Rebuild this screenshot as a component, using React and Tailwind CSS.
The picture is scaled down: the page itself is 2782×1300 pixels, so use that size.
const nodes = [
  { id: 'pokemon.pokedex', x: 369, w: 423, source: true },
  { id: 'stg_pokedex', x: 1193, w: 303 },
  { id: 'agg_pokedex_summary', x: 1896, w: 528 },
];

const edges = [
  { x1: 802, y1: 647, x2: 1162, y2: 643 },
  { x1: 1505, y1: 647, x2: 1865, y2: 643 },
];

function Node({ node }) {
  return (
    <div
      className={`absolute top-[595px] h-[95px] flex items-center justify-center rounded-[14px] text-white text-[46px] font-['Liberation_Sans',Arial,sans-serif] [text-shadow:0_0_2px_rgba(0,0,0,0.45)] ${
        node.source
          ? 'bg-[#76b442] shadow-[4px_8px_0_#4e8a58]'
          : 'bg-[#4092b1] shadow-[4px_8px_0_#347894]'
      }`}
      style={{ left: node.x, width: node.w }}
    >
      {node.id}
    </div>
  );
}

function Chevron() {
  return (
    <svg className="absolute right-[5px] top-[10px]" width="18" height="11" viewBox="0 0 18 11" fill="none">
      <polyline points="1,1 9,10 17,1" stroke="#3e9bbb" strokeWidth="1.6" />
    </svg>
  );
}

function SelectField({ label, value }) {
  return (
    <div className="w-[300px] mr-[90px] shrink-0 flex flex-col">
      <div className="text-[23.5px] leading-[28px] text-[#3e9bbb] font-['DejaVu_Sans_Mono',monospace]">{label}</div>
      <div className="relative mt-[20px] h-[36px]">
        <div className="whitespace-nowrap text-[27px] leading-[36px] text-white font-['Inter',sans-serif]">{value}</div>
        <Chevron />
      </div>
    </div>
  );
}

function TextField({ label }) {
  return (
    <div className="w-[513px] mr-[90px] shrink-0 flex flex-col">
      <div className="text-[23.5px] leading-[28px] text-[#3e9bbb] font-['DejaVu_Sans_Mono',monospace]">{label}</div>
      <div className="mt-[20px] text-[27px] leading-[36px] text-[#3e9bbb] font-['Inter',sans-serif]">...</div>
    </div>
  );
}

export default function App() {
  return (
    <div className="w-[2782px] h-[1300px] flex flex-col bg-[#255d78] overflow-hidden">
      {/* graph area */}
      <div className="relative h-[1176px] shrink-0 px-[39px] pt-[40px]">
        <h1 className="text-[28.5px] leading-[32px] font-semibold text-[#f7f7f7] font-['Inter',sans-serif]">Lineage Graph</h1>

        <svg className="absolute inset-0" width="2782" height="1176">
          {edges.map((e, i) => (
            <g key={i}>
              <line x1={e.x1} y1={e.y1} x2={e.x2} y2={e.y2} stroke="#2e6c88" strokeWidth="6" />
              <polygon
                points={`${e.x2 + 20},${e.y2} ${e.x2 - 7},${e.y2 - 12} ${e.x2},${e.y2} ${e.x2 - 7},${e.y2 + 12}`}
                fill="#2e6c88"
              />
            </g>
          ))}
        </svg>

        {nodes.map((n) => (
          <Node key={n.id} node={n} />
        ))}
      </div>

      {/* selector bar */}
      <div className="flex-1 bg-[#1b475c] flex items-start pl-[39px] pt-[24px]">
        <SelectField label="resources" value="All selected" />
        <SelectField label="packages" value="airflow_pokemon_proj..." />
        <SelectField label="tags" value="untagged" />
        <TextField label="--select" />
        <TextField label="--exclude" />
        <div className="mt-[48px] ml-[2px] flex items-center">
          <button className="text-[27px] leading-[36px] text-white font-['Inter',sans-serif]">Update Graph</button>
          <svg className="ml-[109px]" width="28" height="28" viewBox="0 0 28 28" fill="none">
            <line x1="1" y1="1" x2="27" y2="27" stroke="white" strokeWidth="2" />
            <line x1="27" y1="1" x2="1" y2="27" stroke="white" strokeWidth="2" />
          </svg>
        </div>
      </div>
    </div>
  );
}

==

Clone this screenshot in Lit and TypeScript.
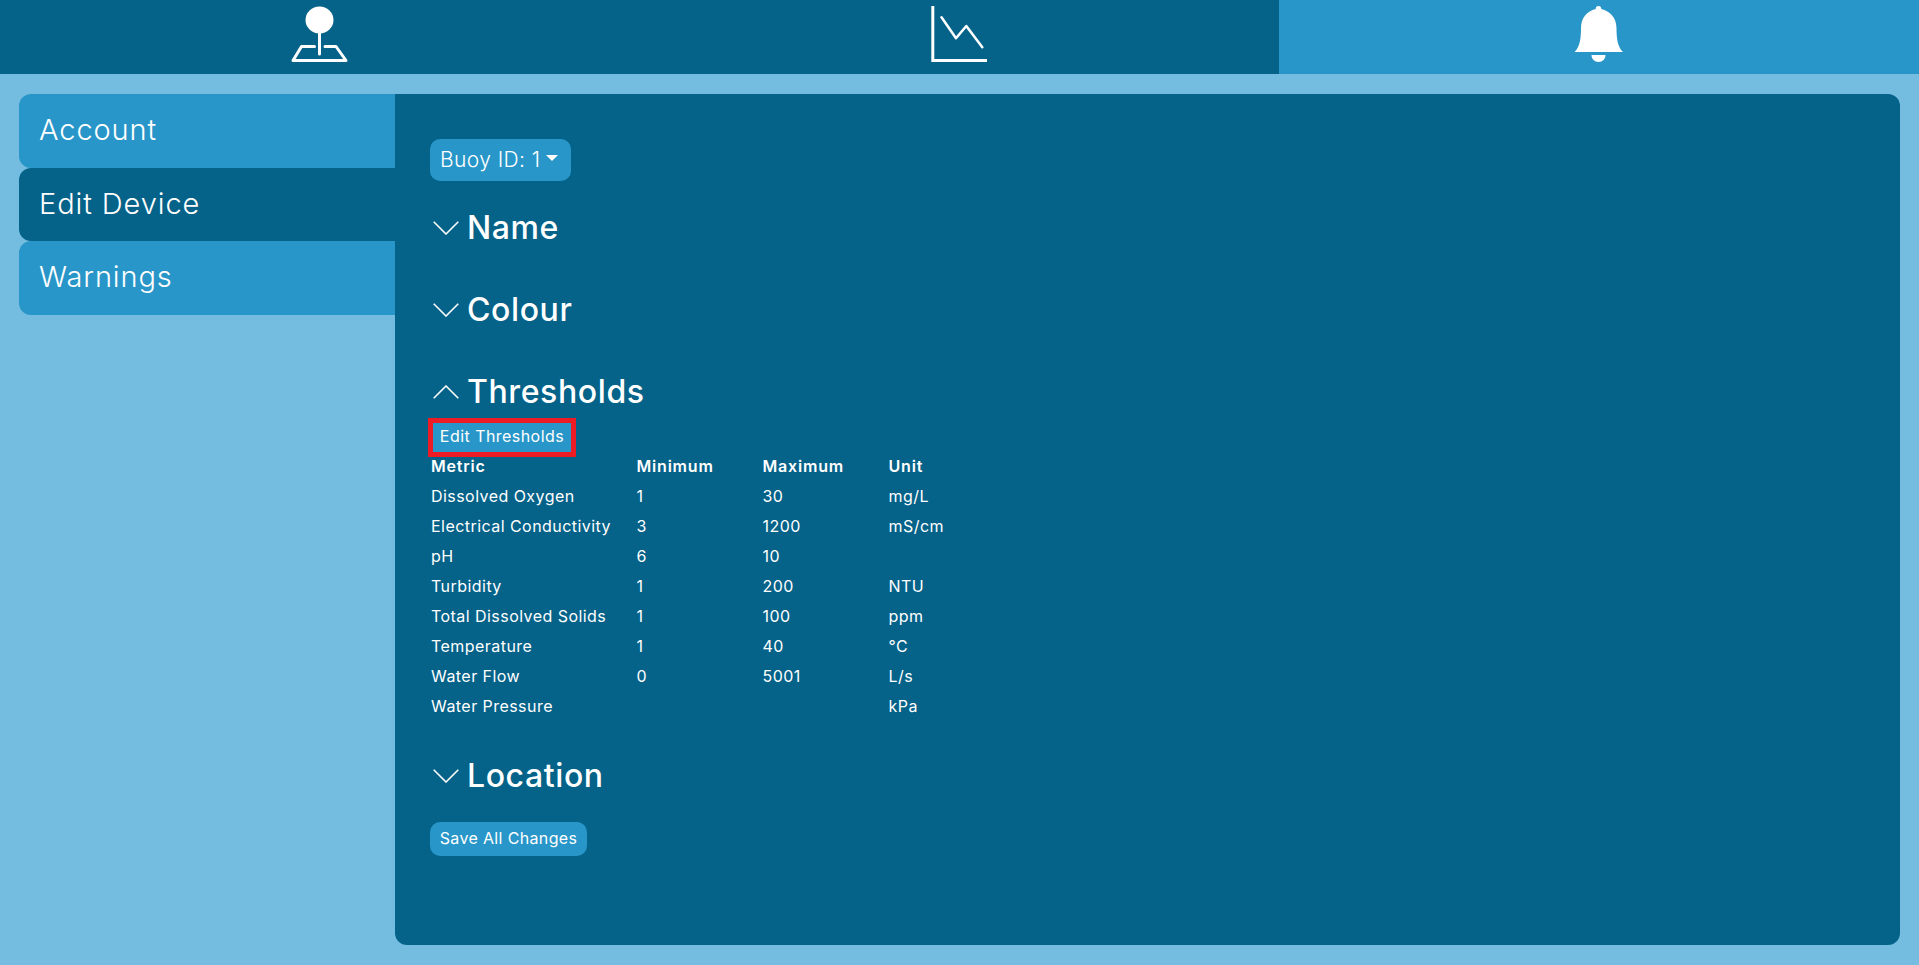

==

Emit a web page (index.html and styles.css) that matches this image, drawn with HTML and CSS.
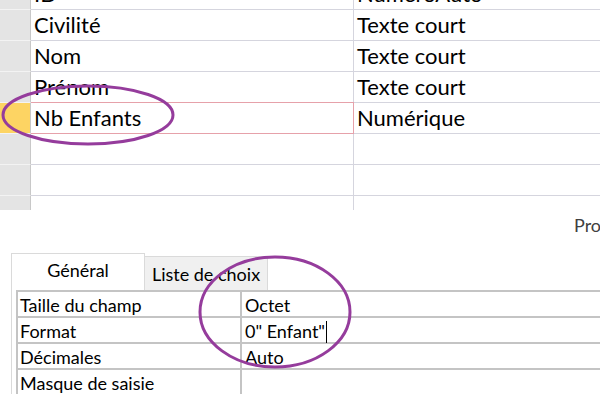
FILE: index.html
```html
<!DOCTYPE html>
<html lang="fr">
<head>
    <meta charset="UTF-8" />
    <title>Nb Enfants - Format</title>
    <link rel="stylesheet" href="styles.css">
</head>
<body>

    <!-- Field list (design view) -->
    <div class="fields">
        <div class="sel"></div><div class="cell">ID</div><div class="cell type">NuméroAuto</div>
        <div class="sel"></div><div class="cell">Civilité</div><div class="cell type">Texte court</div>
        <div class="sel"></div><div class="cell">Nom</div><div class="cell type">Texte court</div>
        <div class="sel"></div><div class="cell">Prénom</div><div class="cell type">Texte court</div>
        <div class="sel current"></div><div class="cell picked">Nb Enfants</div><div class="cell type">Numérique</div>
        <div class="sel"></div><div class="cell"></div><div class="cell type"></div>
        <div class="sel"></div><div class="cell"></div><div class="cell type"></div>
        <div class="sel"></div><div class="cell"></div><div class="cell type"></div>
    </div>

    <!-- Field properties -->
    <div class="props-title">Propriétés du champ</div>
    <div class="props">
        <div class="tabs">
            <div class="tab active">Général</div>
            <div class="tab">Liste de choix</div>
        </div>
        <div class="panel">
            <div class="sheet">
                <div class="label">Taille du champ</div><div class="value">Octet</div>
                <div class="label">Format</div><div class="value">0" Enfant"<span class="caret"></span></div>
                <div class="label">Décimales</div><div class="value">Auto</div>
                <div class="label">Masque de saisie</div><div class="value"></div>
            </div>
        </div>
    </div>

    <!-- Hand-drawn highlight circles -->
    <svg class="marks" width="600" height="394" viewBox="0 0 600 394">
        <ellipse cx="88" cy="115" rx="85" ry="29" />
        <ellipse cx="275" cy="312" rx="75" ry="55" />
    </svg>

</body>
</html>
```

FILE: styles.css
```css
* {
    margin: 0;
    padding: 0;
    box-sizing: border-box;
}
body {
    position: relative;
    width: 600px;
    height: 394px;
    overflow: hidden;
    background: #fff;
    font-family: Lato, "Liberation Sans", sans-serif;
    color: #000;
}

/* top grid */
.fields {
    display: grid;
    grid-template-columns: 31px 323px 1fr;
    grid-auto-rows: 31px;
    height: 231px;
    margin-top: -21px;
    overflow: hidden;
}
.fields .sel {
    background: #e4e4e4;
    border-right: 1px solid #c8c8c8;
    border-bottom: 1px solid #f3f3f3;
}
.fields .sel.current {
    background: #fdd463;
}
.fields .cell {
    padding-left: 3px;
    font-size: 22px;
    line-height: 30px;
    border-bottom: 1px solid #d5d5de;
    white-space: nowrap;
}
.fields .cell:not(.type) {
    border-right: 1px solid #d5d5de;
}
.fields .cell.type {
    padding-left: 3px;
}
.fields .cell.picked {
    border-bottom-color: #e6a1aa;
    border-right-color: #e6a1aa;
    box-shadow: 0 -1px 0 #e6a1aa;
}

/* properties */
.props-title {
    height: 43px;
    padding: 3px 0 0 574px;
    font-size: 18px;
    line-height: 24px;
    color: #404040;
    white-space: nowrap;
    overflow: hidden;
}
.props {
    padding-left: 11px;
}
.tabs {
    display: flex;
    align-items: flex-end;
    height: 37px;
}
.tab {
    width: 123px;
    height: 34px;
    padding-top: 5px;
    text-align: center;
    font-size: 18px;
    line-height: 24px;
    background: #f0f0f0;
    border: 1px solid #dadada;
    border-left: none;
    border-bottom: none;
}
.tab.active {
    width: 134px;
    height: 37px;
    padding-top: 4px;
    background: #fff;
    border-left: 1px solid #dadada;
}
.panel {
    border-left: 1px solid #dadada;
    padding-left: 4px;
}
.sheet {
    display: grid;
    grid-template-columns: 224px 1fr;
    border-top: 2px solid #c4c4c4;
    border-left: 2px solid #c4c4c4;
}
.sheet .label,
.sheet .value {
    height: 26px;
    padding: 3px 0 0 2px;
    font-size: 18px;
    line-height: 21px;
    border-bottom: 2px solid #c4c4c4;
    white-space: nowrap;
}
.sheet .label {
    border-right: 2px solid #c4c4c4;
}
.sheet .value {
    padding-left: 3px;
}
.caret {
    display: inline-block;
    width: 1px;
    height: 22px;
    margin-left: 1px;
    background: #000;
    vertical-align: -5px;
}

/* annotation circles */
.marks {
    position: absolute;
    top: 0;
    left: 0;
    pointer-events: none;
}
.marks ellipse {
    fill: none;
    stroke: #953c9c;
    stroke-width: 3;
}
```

- [Given problem]
Using the records above, pull out each line where the word "screenshot" occurs.

- [Exercise answer]
Rebuild this screenshot as a component, using React and Tailwind CSS.
Clone this screenshot in Lit and TypeScript.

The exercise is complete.